In fact, I noticed you’re not wearing a tie in an of the pictures with the tweed but you are with the escorial. Can the tweed work well with a tie? What color do you think would look best?
Yes, you might be right there on the tweed. It’s certainly more casual.
Yes, the tweed can certainly work well with a tie. You might want something more casual, like a knitted or woollen one, but loads of colours could work, from navy and grey through to yellow and green
How does this compare to the Escorial in terms of the flocking? Similar colors?
I assume the fabric is much coarser than the Escorial.
Yes, it’s coarser – it’s a tweed rather than close to a cashmere. But not the coarsest of tweeds.
By flocking, I assume you mean the colours mixed in? If so, then there is a similar amount, but the tweed ones are rather brighter, as shown.
Simon, Have you seen a dark green/olive equivalent to this particular Harris Tweed for a jacket? Looking at H&S Forest Green Mix Herringbone (8919001) or perhaps Forest Green Solid (8919019) but not sure if either has the interesting texture and embedded colors of the PS Harris Tweed.
Nothing that’s really the same in terms of the colour variation and a similar weight, no
Very nice. Similar to one I had in Hardy Minnis 520141 Harris Tweed. https://shop.hfwltd.com/collection/24 made by Pooles.
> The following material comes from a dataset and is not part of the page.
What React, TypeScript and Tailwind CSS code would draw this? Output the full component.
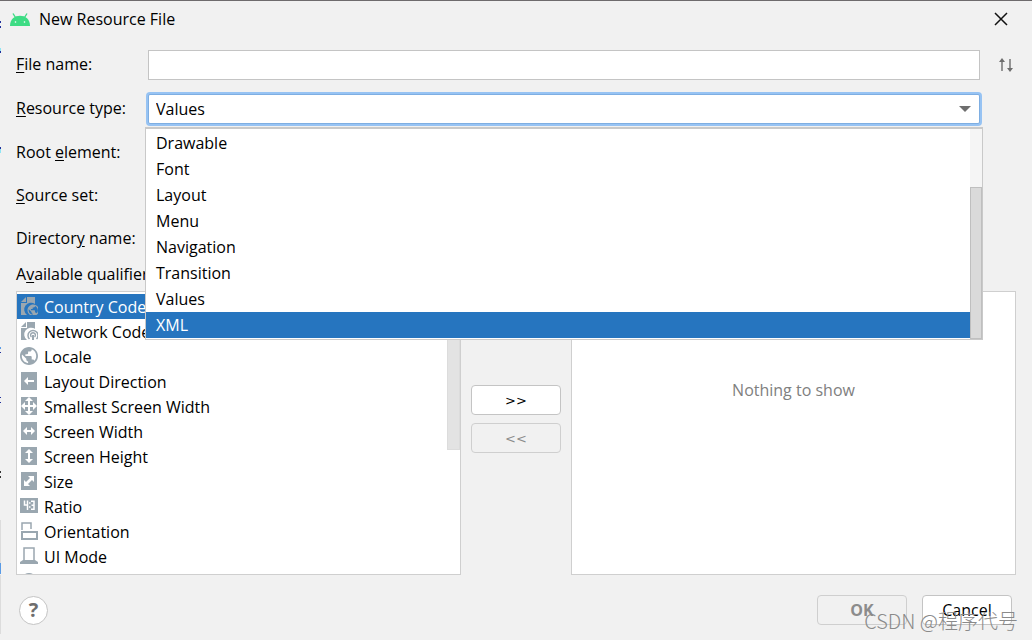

I’m glad to see there’ll be more of this tweed around!
I’ve got two questions, if that’s ok.
The first is I think I remember you saying once upon a time that you thought tweeds were often too spongy to make good trousers, and I was hoping you could expand on what you meant, especially given that tweeds are often made as suits or as shooting trousers. A tweed like this looks like it would go particularly well as a casual three piece because all the pieces would wear well as separates.
Also, I was wondering why the waistcoat doesn’t get much of a go, given it feels like it should be just thing for a little more warmth in a fairly casual outfit?
Hey Tony,
So the thing with trousers is, there are lots of types of tweed. Something like Thornproof from Porter & Harding might also be called a tweed, but it is very different from this tweed in many respects. The yarn is finer, the weave is a lot denser, and the finishing is different. All of which make it a much sharper material than will drape well as trousers, and hold its shape. Indeed, it is woven specifically in that way for that reason.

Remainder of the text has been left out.